L’ex tecnico azzurro, però, poteva essere considerato il più integralista fra tutti: alcuni giocatori partenopei persero delle buone chance in Nazionale, non giocando mai con una retroguardia a 4. La difesa a 3 di Mazzarri era diventata un segno di riconoscimento del Napoli e fruttò a Cannavaro & co. il primo trofeo dopo l’era di Maradona. Maurizio Sarri, invece, non ha mai mancato di spiegare che le individualità che si hanno disposizione devono essere sfruttate nell’interesse del collettivo, ma la continua ricerca del bel gioco l’hanno portato al massimo a trasformare un 4-3-3 in un 4-3-1-2.

Chi oggi crede molto nella difesa a 3 fra gli allenatori delle big italiane è ancora Antonio Conte. La massima espressione, sicuramente, è stata la “BBC” composta da Barzagli, Bonucci e Chiellini proposta ai tempi della Juve. Secondo molti addetti ai lavori, però, il modulo più equilibrato è il 4-4-2, di cui è stato maestro Carlo Ancelotti, soprattutto al Milan, quando variava un centrocampo ordinario con uno schieramento a rombo. Una serie di scelte tattiche azzeccate che lo portarono a vincere due Champions, mentre a Napoli, clamorosamente, non è arrivato nessun trofeo.

La verità, alla fin fine, è che ogni modulo ha i suoi pregi e i suoi difetti, come nel caso del 4-2-4 del buon vecchio Gian Piero Ventura. Una sorta di alternativa più offensiva del 4-4-2 classico, anch’essa vista qualche anno fa con Conte. L’ex ct non ha rinunciato ad andare all’arrembaggio nemmeno nelle gare sulla carta più complicate, come quella contro la Spagna che compromise il cammino della Nazionale azzurra verso i Mondiali del 2018. Certo, niente a che vedere con il presunto 2-7-2 di Thiago Motta, un modulo nel quale il portiere doveva contare come centrocampista per favorire e sveltire lo sviluppo della manovra. Per l’ex Genoa questa idea poteva essere alla base del futuro del calcio, ma alla sua prima vera esperienza da allenatore l’italo-brasiliano ha ottenuto solo 2 vittorie, venendo esonerato dopo solo due mesi.

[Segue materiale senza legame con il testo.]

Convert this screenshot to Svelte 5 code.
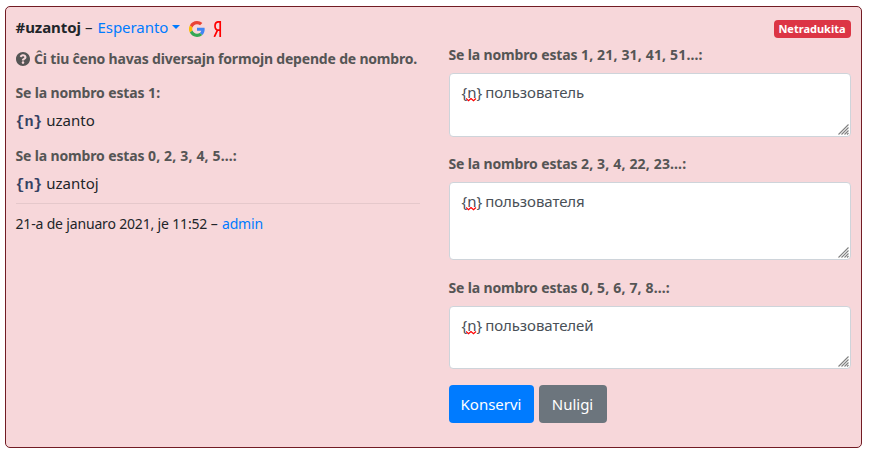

Se c’è qualcuno che ha fatto del modulo il proprio marchio di fabbrica, però, è sicuramente “El Loco” Bielsa, considerato uno degli innovatori del calcio moderno. Il suo 3-3-1-3 con la variante del 3-3-3-1 ha fatto storia in Argentina e in Cile, oltre che nell’Athletic Bilbao e nell’Olympique Marsiglia. Le squadre di Bielsa sono note per permettere rapidi capovolgimenti di fronte, grazie a calciatori in grado di interpretare al meglio le due fasi e di stabilire la superiorità numerica in ogni parte del campo, difendendo o attaccando con 7 uomini o mantenendo il risultato con 6 giocatori a centrocampo. Una filosofia di gioco che, per quanto curiosa, ha fatto proseliti: ne sono testimoni Gerardo Martino, Mauricio Pochettino e Marcelo Gallardo, ad esempio. In ogni caso le curiosità su Marcelo “El Loco” Bielsa non si limitano alla tattica: il tecnico è conosciuto anche per la visione e la raccolta di numerosi video di calcio, con i quali analizza e studia ogni singolo giocatore, utilizzando software statistici e altri strumenti tecnologici non sempre presenti negli altri centri sportivi. Di recente il mister ha riportato il Leeds in Premier dopo quasi 20 anni dall’ultima volta. Se quello sugli allenatori integralisti non è solo un luogo comune è anche grazie a lui.